The game designer and philosopher Chris Bateman has adapted the make-believe theory to games and videogames.

===Later theories===
Walton has developed several additional philosophical theories pertaining to art. He has developed the groundwork for a theory of aesthetic value in which aesthetic pleasure is understood as being partly constituted by the admiration a participant feels for an artwork, and suggested that styles in art can be understood by comparison to the adjective qualities we attach to the actions that artists apparently took in making a work of art.

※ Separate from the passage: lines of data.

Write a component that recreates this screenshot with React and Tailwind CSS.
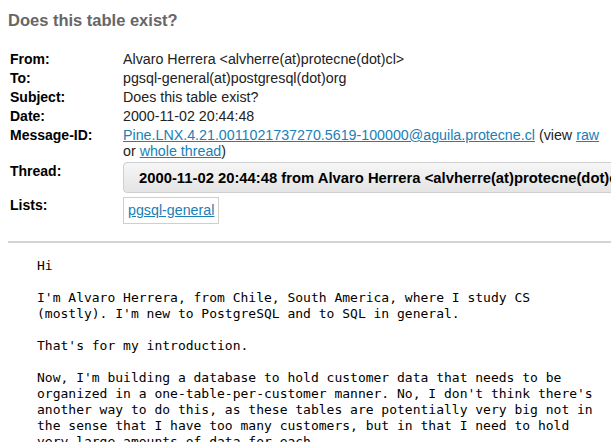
import React from 'react'

const link = 'text-[#1a80b6] underline'

const Row = ({ label, children, className = '' }) => (
  <>
    <div className={`font-bold text-black text-[14px] ${className}`}>{label}</div>
    <div className={className}>{children}</div>
  </>
)

const body = `Hi

I'm Alvaro Herrera, from Chile, South America, where I study CS
(mostly). I'm new to PostgreSQL and to SQL in general.

That's for my introduction.

Now, I'm building a database to hold customer data that needs to be
organized in a one-table-per-customer manner. No, I don't think there's
another way to do this, as these tables are potentially very big not in
the sense that I have too many customers, but in that I need to hold
very large amounts of data for each`

export default function App() {
  return (
    <div className="w-[611px] h-[442px] overflow-hidden bg-white font-['Liberation_Sans',Arial,sans-serif] text-[14.25px] text-[#222]">
      <h1 className="pl-[8px] pt-[10px] text-[16.5px] leading-[20px] font-bold text-[#666]">
        Does this table exist?
      </h1>

      <div className="mt-[21px] ml-[10px] grid grid-cols-[113px_1fr] gap-y-[3px] leading-[16px]">
        <Row label="From:">Alvaro Herrera &lt;alvherre(at)protecne(dot)cl&gt;</Row>
        <Row label="To:">pgsql-general(at)postgresql(dot)org</Row>
        <Row label="Subject:">Does this table exist?</Row>
        <Row label="Date:">2000-11-02 20:44:48</Row>
        <Row label="Message-ID:">
          <a className={link}>Pine.LNX.4.21.0011021737270.5619-100000@aguila.protecne.cl</a> (view{' '}
          <a className={link}>raw</a>
          <br />
          or <a className={link}>whole thread</a>)
        </Row>
        <Row label="Thread:" className="pt-[1px]">
          <div className="relative mr-[6px] h-[31px] mt-[-1px] rounded-[4px] border border-[#cfcfcf] bg-gradient-to-b from-[#f6f6f6] to-[#e4e4e4] overflow-hidden">
            <div className="whitespace-nowrap pl-[15px] pt-[7px] font-bold text-[14.8px] leading-[16px] text-black">
              2000-11-02 20:44:48 from Alvaro Herrera &lt;alvherre(at)protecne(dot)cl&gt;
            </div>
            <span className="absolute right-[12px] top-[13px] w-[5px] h-[5px] rounded-full bg-[#777]" />
          </div>
        </Row>
        <Row label="Lists:" className="pt-[1px]">
          <span className="inline-block border border-[#cfcfcf] px-[4px] pt-[4px] pb-[5px]">
            <a className={link}>pgsql-general</a>
          </span>
        </Row>
      </div>

      <div className="mt-[17px] ml-[8px] h-[2px] bg-[#d3d3d3]" />

      <pre className="mt-[15px] pl-[37px] font-['DejaVu_Sans_Mono',monospace] text-[13px] leading-[16px] text-black">
        {body}
      </pre>
    </div>
  )
}
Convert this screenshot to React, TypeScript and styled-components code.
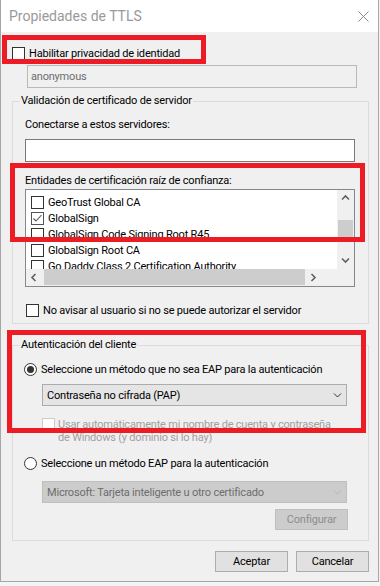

Additionally, he has developed a transparency thesis of photography, which is summarized in the following claim: “Photographs are transparent. We see the world through them.” Walton recognizes that this use of 'see' may differ from its conventional usage, but considers it parallel to the way we talk about 'seeing' through a telescope or other such tool. In viewing a photograph, we thus have two related experiences: we see through the photograph to the circumstances it was originally taken, and we have a fictional experience using the photograph as a prop e.g. if one looks at a photograph of Aunt Mabel grimacing one may say “Aunt Mabel is grimacing” - it is fictional that one sees her grimacing, but in addition one actually sees through the photograph an actual grimace that she had on her face in the past.

==Books==
- Mimesis as Make-Believe: On the Foundations of the Representational Arts. Cambridge, Mass.: Harvard University Press, 1990.
- Marvelous Images: On Values and the Arts. Oxford & New York: Oxford University Press, 2008.
- In Other Shoes: Music, Metaphor, Empathy, Existence. Oxford & New York: Oxford University Press, 2015.